43. Penguins at Bruins.The bWo is back jack! Welcome to the end of the new age

If you're new to DOY, then you have no idea why this is here. We have always equated hockey and wrestling. For some reason, they seem to fit well together. Ever since the Iginla thing went down – the Bruins/Penguins have acted like a WWF storyline so we figured we would actually write it like a WWF storyline. Enjoy today's preview – I worked hard on it, ha. 

MARCH 25, 2013

The crowd was restless as they awaited word from either manager. For days now, the two factions battled one another for the right to acquire the prize piece. It was down to them, the two who were above the cut of the rest, dominating on and off of the ice as they wheeled and dealed to make their clubs better. There were rumors that he had been had, that the ink was dry and the paperwork was done. 

The crowd waited. 

And waited. 

Until…

Jack Edwards: HERE WE GO, IT'S RAY SHERO!

Shero 

Shero walks out from behind the curtain as the crowd begins to boo. He smiles and holds up a sign that read "NHL Fears Pittsburgh". Shero slides into the ring and grabs a microphone. 

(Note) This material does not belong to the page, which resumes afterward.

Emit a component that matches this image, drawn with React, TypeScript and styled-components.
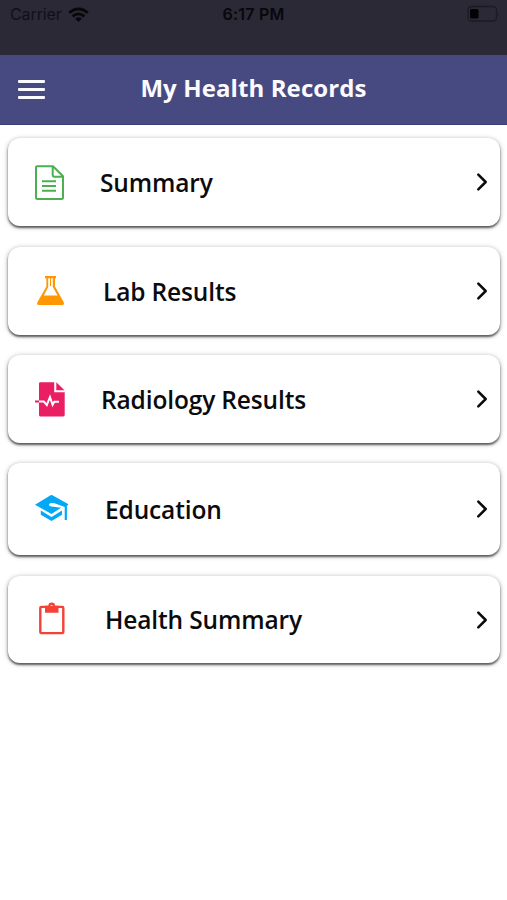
import React from "react";
import styled, { createGlobalStyle } from "styled-components";

const GlobalStyle = createGlobalStyle`
  * { box-sizing: border-box; }
  body { margin: 0; background: #fff; font-family: "Open Sans", sans-serif; }
`;

const Screen = styled.main`
  width: 100%;
  max-width: 507px;
  min-height: 900px;
  background: #fff;
`;

const StatusBar = styled.div`
  height: 55px;
  padding: 5px 8px 0 10px;
  background: #2a2935;
  color: #07070c;
  display: grid;
  grid-template-columns: 1fr auto 1fr;
  align-items: start;
  font: 400 16px/19px Inter, sans-serif;
`;

const Carrier = styled.div`
  display: flex;
  align-items: center;
  gap: 6px;
  letter-spacing: -0.1px;
  color: #101017;
`;

const Clock = styled.div`
  font-weight: 600;
  letter-spacing: 0.25px;
  margin-right: 2px;
`;

const Battery = styled.svg`
  justify-self: end;
  display: block;
`;

const Header = styled.header`
  height: 70px;
  padding: 0 18px;
  background: #474a81;
  border-bottom: 1px solid #3b3d72;
  color: #fafaff;
  display: grid;
  grid-template-columns: 27px 1fr 27px;
  align-items: center;
`;

const Title = styled.h1`
  margin: 0;
  padding-bottom: 3px;
  text-align: center;
  white-space: nowrap;
  font-size: 24px;
  line-height: 34px;
  font-weight: 700;
  letter-spacing: 0.1px;
`;

const MenuButton = styled.button`
  border: 0;
  padding: 0;
  background: none;
  display: flex;
  flex-direction: column;
  gap: 5px;
`;

const MenuLine = styled.span`
  height: 3px;
  border-radius: 1px;
  background: #fafaff;
`;

const List = styled.nav`
  padding: 13px 7px 0 8px;
  display: flex;
  flex-direction: column;
`;

const Card = styled.a<{ $height: number; $gap: number }>`
  height: ${(p) => p.$height}px;
  margin-bottom: ${(p) => p.$gap}px;
  padding: 0 12px 0 22px;
  border-radius: 12px;
  background: #fff;
  box-shadow: 0 2px 2px rgba(0, 0, 0, 0.52), 0 1px 5px rgba(0, 0, 0, 0.36);
  display: flex;
  align-items: center;
  color: #0b0b0d;
`;

const Icon = styled.svg`
  width: 40px;
  height: 40px;
  flex: none;
`;

const Label = styled.span<{ $indent: number }>`
  flex: 1;
  margin-left: ${(p) => p.$indent}px;
  padding-top: 1px;
  font-size: 24.5px;
  line-height: 34px;
  font-weight: 600;
  letter-spacing: -0.14px;
  white-space: nowrap;
`;

const Chevron = styled.svg`
  flex: none;
  display: block;
`;

const SummaryIcon = () => (
  <Icon viewBox="0 0 40 40" fill="none" stroke="#4caf50" strokeWidth="2" strokeLinejoin="round">
    <path d="M7 4.2H23L33 14.2V35.5Q33 37 31.5 37H7.5Q6 37 6 35.5V5.5Q6 4.2 7 4.2Z" />
    <path d="M22.7 4.2V13Q22.7 14.8 24.5 14.8H33M12 19.2H26M12 24H26M12 28.8H26" />
  </Icon>
);

const LabIcon = () => (
  <Icon viewBox="0 0 40 40" fill="#ff9800">
    <path
      fillRule="evenodd"
      d="M15 5H26V7.2H25V15.5L33.6 31Q34.8 34 32.3 34H8.8Q6.2 34 7.5 31L16.4 15.5V7.2H15ZM18.2 7.2V16L13.8 24.6H27.6L22.8 16V7.2Z"
    />
    <path d="M20 7H21.1V15H20Z" />
  </Icon>
);

const RadiologyIcon = () => (
  <Icon viewBox="0 0 40 40" fill="#e91e63">
    <path d="M10.3 3.3H24.2V13.2H34.7V36Q34.7 37.4 33.3 37.4H10.3Q9 37.4 9 36V4.6Q9 3.3 10.3 3.3Z" />
    <path d="M26.3 3.3L34.5 11.3H26.3Z" />
    <path d="M5 22.5H9" stroke="#e91e63" strokeWidth="2" />
    <path d="M9 22.5H13.8L16.8 26L20 18.2L22.6 25.8L24.3 22.7H29" fill="none" stroke="#fff" strokeWidth="2" />
  </Icon>
);

const EducationIcon = () => (
  <Icon viewBox="0 0 40 40" fill="#03a9f4">
    <path d="M5 15.7L20.6 6.2Q21.5 5.8 22.4 6.2L38.5 15.3L36.9 17V31H34.7V18L24.5 14.3Q20.2 13.3 19 15.3Q18.7 17.3 21.5 17.6L31 18.8L21.5 25Z" />
    <path d="M10.8 21.5L21.5 28L32 21.5V25.8L21.5 32L10.8 25.8Z" />
  </Icon>
);

const ClipboardIcon = () => (
  <Icon viewBox="0 0 40 40" fill="none" stroke="#f44336" strokeWidth="2.4" strokeLinejoin="round">
    <rect x="10.3" y="6.9" width="23" height="26.2" rx="1" />
    <path
      d="M15 5.8H18.3A3.4 3.4 0 0 1 25.1 5.8H28.5V12.7H15ZM21.7 4.9A1.4 1.4 0 1 0 21.7 7.7A1.4 1.4 0 1 0 21.7 4.9Z"
      fill="#f44336"
      stroke="none"
      fillRule="evenodd"
    />
  </Icon>
);

const records = [
  { label: "Summary", Glyph: SummaryIcon, height: 88, gap: 21, indent: 30 },
  { label: "Lab Results", Glyph: LabIcon, height: 88, gap: 20, indent: 33 },
  { label: "Radiology Results", Glyph: RadiologyIcon, height: 88, gap: 20, indent: 31 },
  { label: "Education", Glyph: EducationIcon, height: 92, gap: 21, indent: 35 },
  { label: "Health Summary", Glyph: ClipboardIcon, height: 87, gap: 0, indent: 35 },
];

export default function App() {
  return (
    <>
      <GlobalStyle />
      <Screen>
        <StatusBar>
          <Carrier>
            Carrier
            <svg width="21" height="16" viewBox="0 0 21 16" fill="none" stroke="#07070c" strokeWidth="2.8">
              <path d="M1.2 5.8Q10.5 -2 19.8 5.8M4.6 9.4Q10.5 4.4 16.4 9.4" />
              <path d="M7.1 11.6Q10.5 8.8 13.9 11.6L10.5 15Z" fill="#07070c" stroke="none" />
            </svg>
          </Carrier>
          <Clock>6:17 PM</Clock>
          <Battery width="32" height="18" viewBox="0 0 32 18">
            <rect x="1" y="1.5" width="28.5" height="14.5" rx="3.5" fill="none" stroke="#1c1b25" strokeWidth="1.3" />
            <rect x="3" y="4" width="8.5" height="9.5" rx="1.5" fill="#030306" />
            <path d="M30.7 6.5Q32.5 8.7 30.7 11Z" fill="#1c1b25" />
          </Battery>
        </StatusBar>
        <Header>
          <MenuButton aria-label="Menu">
            <MenuLine />
            <MenuLine />
            <MenuLine />
          </MenuButton>
          <Title>My Health Records</Title>
        </Header>
        <List>
          {records.map(({ label, Glyph, height, gap, indent }) => (
            <Card key={label} $height={height} $gap={gap}>
              <Glyph />
              <Label $indent={indent}>{label}</Label>
              <Chevron width="12" height="20" viewBox="0 0 12 20" fill="none" stroke="#0b0b0d" strokeWidth="2.5">
                <path d="M2.3 2.6L9.7 10L2.3 17.4" strokeLinecap="round" strokeLinejoin="round" />
              </Chevron>
            </Card>
          ))}
        </List>
      </Screen>
    </>
  );
}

Ray Shero: You see this sign right here? You ingrates see this sign that says "NHL FEARS PITTSBURGH"? Do you know what this means? This means that the Pittsburgh Penguins are better than you! 

The crowd boos as a wider smile flashes across Shero's face.

Ray Shero: Go ahead and boo me. I'd boo me too. I'd boo the fact that I traded a bunch of nobodies for James Neal. I'd boo if I had to watch Evegni Malkin…

The crowd is a mix of cheers and boos

Marc Andre Fleury…

The crowd boos a little more than they cheer

And Sidney Crosby…

The crowd erupts in a sea of boos and "Cindy" chants

Show some respect for the greatest! I said…and Sidney Crosby dominate the NHL year after year. Last year I added James Neal and Matt Niskinan to the Penguins. Well that was last year. Did you think I was finished NHL? Did you think I was going to stop last year? Nothing can stop me. 

I'm Ray fucking Shero. I'm the greatest trading GM this league has ever witnessed. And guess what, I did it again. I added more gunmen to the firing squad, more gravy to the feast. I've added more…balls to the cannon. 

Ladies and gentlemen, I want to introduce to you the newest addition to the PENGUINS. WORLD. ORDER. I want to introduce to you, that captain of the Dallas Stars and newest Pittsburgh Penguin, Brenden Morrow! 

The crowd boos as Brenden Morrow walks out from the curtain. He panders to the booing crowd as he slowly walks down to the ring. He high fives some black and Vegas gold clad children sticking their hands out beyond the barrier. He slides into the ring and hugs a smiling Ray Shero. 

morrow

Brenden Morrow: Last night I was asked by the pathetic management in Dallas if I wanted to play in Boston or in Pittsburgh. This was an actual question proposed to me. They actually thought that I would want to go play for the Boston Bruins – a team that can't compete with the bottom feeders in the NHL. 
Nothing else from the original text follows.